(Problem to solve) Exactly as written, write out the lines below from the first to the one containing "const ARCHES: [number, number][]", inclusive. Pictures do not belong in the copy.
[START]
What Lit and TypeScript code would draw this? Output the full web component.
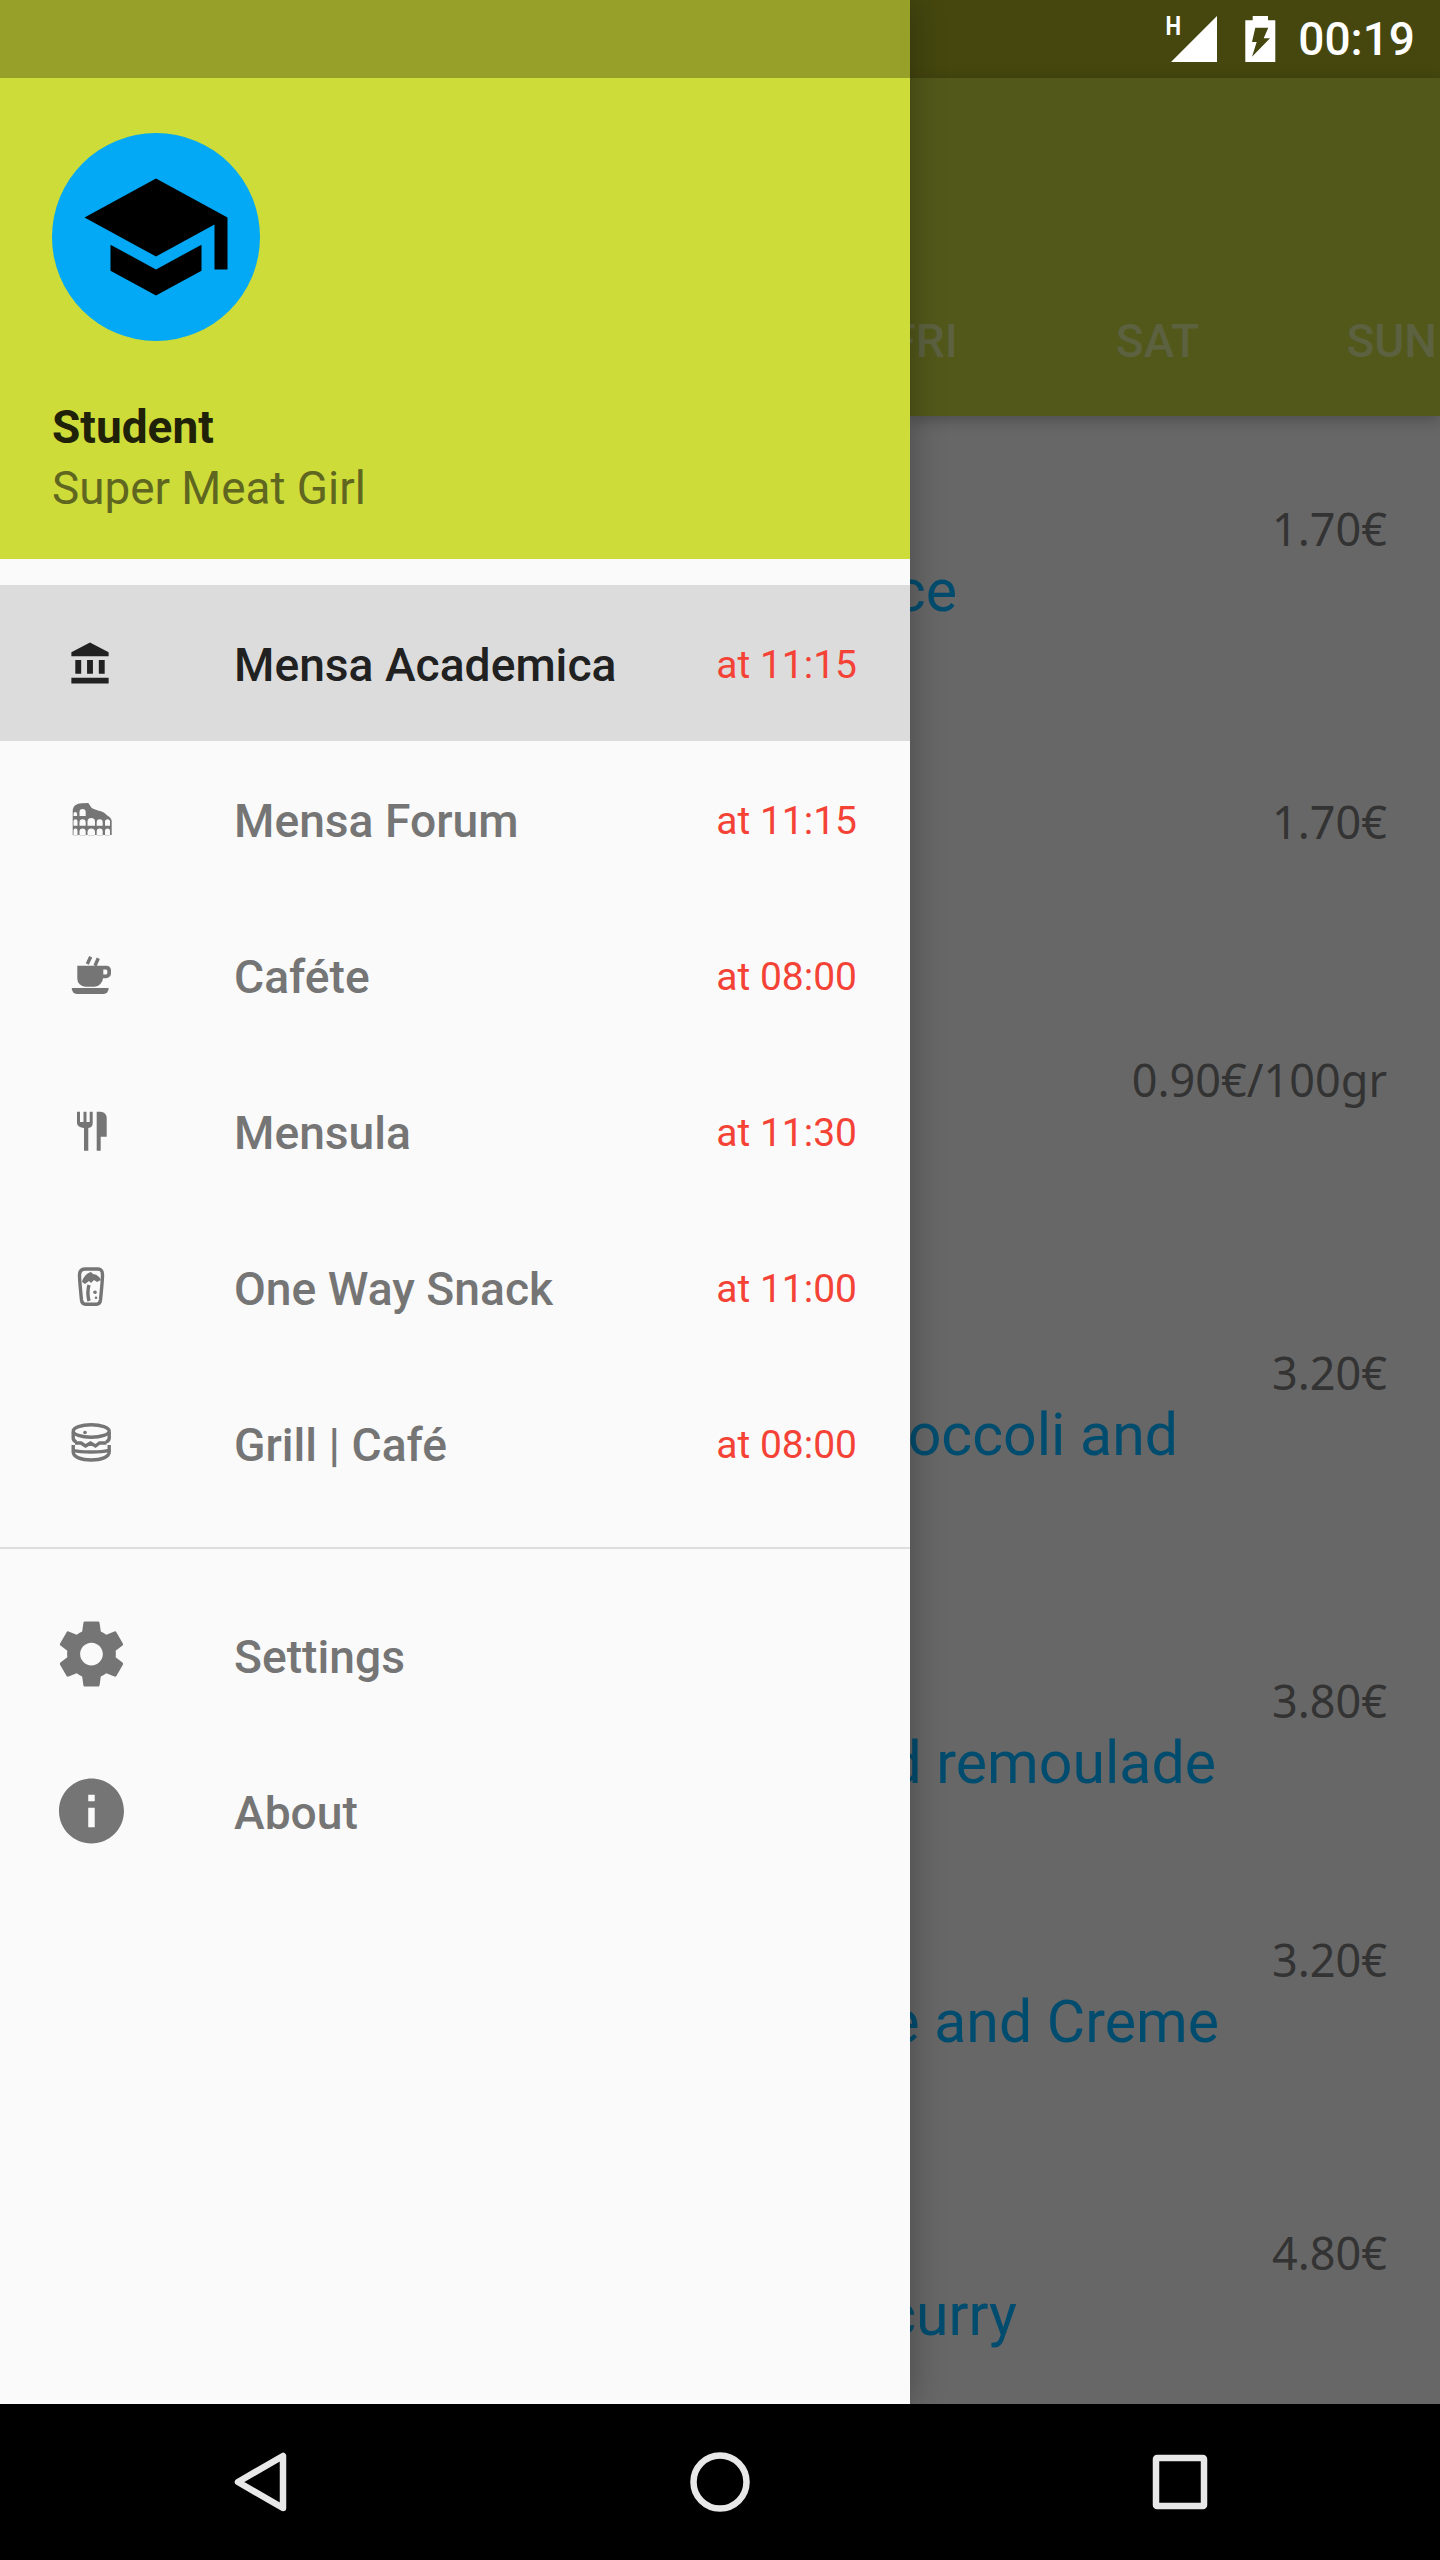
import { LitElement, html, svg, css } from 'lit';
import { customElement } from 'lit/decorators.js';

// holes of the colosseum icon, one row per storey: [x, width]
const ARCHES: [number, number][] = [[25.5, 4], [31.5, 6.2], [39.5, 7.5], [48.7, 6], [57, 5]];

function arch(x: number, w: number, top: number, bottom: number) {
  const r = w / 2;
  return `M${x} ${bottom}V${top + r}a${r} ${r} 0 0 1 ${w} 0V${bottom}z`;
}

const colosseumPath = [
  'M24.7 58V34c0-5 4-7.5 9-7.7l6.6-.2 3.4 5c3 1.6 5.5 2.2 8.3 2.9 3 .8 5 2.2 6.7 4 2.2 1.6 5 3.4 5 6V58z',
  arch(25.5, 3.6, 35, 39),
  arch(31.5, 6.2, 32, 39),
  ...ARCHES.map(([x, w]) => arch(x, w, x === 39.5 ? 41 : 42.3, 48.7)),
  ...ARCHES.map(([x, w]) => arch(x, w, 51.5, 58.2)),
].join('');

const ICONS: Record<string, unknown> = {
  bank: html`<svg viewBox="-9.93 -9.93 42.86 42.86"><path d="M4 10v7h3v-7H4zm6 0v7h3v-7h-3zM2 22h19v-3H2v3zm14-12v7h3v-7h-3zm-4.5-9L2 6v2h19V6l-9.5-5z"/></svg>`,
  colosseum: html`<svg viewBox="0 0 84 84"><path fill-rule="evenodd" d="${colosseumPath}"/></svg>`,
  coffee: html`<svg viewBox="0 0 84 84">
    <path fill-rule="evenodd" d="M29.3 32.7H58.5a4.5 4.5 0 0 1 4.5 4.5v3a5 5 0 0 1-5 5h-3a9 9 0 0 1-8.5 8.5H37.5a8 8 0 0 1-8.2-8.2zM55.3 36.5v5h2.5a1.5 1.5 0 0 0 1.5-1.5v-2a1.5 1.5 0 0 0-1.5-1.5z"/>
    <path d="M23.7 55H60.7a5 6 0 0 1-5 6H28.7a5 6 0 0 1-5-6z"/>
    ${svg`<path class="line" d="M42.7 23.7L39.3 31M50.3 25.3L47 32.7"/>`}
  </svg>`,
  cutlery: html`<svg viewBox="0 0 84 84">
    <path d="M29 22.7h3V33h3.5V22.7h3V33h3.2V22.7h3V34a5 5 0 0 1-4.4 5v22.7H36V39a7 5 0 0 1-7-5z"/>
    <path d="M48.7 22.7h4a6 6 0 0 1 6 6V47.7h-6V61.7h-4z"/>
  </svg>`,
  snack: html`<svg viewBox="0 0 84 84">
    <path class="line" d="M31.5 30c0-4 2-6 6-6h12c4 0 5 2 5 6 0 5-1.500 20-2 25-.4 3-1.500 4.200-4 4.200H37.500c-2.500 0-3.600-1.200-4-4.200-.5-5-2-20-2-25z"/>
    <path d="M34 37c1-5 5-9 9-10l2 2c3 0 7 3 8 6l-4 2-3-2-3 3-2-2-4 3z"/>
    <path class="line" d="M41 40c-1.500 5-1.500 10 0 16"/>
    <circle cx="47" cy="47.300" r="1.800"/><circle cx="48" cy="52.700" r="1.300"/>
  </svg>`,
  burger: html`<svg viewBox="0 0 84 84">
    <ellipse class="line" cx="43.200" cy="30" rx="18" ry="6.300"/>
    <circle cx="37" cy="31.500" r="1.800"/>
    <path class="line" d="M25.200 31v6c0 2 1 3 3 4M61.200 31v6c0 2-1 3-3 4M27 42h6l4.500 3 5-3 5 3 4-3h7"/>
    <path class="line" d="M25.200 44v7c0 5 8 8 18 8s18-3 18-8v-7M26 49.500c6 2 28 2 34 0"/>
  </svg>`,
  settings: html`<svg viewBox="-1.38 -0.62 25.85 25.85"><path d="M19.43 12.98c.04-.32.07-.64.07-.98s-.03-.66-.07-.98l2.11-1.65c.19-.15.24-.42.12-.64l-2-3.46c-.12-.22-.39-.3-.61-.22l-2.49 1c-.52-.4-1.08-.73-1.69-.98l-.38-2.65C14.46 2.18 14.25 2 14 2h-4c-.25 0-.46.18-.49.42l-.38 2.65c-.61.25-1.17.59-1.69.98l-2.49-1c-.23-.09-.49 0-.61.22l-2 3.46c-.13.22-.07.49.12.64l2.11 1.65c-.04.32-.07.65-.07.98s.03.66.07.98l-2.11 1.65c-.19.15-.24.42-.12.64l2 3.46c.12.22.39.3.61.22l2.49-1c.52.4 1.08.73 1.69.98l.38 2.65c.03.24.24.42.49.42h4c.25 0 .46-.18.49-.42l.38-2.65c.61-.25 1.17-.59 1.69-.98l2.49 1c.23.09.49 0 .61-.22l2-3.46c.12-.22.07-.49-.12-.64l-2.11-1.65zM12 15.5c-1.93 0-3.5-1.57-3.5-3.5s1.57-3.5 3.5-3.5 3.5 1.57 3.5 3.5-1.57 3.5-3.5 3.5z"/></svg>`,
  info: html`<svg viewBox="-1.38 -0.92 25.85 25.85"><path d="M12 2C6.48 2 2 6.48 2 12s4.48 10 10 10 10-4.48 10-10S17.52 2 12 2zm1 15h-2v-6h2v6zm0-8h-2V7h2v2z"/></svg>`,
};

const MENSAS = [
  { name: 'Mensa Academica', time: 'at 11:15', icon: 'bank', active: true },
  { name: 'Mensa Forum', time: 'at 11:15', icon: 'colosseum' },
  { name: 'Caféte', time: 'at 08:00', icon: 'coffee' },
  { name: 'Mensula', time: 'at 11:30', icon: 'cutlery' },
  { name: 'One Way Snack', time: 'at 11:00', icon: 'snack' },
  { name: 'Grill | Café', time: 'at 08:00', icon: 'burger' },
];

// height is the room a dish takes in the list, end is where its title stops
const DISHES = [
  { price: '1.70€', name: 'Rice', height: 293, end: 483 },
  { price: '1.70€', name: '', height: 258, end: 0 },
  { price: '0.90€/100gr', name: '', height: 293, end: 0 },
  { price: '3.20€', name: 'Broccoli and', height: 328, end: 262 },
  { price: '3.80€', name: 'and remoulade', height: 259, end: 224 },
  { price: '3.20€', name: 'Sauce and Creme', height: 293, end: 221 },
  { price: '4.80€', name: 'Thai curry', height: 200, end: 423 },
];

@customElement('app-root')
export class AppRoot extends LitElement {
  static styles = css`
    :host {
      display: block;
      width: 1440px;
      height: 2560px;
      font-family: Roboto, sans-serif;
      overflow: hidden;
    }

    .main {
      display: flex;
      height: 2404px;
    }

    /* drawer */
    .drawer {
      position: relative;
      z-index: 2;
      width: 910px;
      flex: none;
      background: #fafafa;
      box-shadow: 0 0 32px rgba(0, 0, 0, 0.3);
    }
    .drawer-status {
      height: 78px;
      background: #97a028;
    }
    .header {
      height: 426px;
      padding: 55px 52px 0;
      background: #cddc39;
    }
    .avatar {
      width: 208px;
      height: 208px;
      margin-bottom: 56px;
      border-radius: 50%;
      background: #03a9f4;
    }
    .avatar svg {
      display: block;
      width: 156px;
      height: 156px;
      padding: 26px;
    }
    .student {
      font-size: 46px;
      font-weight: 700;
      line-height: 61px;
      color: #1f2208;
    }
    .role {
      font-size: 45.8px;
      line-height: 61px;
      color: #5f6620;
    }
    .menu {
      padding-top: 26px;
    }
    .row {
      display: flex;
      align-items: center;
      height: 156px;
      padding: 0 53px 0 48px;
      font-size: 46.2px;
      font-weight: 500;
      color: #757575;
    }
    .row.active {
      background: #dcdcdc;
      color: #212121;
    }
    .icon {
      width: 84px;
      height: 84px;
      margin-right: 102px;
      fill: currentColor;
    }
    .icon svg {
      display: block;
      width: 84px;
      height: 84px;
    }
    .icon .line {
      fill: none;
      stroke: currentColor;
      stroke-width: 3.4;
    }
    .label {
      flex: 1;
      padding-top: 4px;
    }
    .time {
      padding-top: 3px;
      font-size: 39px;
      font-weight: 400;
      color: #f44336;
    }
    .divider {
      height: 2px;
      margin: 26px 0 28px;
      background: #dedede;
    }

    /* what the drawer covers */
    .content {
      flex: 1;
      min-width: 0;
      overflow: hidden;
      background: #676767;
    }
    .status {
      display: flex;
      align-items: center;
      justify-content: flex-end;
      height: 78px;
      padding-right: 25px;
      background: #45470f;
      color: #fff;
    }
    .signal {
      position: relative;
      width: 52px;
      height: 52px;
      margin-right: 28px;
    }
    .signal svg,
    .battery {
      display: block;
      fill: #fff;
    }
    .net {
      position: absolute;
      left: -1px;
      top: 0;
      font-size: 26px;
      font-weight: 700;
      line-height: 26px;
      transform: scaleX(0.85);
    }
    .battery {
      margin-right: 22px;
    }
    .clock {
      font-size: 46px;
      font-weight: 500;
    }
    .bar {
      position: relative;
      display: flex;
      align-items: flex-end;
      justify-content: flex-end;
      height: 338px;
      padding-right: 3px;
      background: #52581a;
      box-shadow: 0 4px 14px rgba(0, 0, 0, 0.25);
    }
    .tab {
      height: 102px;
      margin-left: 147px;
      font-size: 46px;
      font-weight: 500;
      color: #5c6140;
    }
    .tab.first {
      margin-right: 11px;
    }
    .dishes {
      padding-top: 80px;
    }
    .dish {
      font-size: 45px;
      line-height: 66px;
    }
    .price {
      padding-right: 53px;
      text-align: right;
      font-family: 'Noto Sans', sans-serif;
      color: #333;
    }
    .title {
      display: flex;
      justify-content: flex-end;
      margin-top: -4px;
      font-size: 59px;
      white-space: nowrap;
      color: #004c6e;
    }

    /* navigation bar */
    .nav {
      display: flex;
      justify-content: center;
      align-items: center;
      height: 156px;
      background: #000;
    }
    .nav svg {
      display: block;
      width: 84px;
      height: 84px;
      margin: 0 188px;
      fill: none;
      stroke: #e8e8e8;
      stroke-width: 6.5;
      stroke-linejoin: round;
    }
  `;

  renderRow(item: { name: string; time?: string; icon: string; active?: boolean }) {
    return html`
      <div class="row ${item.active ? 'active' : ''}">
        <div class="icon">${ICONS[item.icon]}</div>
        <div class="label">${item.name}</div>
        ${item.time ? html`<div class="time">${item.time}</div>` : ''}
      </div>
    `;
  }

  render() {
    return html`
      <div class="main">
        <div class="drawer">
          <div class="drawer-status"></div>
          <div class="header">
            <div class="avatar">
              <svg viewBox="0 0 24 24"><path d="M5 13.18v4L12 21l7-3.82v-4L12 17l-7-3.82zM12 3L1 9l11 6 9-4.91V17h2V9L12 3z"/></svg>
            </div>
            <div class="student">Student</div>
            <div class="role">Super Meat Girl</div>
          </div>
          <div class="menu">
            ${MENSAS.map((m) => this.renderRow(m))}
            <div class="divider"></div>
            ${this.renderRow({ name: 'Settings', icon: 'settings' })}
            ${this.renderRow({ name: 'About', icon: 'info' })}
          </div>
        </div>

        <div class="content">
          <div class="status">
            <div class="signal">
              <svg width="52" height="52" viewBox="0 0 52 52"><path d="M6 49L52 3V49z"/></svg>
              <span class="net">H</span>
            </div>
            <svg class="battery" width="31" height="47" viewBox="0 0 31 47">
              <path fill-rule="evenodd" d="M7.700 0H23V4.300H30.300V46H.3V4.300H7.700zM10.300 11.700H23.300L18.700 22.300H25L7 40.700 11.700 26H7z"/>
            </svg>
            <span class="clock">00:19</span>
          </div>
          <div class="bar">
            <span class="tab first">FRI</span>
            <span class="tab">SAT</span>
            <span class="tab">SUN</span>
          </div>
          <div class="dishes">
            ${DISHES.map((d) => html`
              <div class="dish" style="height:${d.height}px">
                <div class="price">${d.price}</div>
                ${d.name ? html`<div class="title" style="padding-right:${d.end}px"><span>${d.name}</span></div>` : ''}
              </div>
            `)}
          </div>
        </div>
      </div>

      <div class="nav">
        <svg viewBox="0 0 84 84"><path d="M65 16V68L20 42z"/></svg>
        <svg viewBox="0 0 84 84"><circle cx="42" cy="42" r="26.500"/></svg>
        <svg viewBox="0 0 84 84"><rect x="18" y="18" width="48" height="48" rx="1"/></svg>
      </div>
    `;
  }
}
[END]
(Solution to this problem)
What Lit and TypeScript code would draw this? Output the full web component.
import { LitElement, html, svg, css } from 'lit';
import { customElement } from 'lit/decorators.js';

// holes of the colosseum icon, one row per storey: [x, width]
const ARCHES: [number, number][] = [[25.5, 4], [31.5, 6.2], [39.5, 7.5], [48.7, 6], [57, 5]];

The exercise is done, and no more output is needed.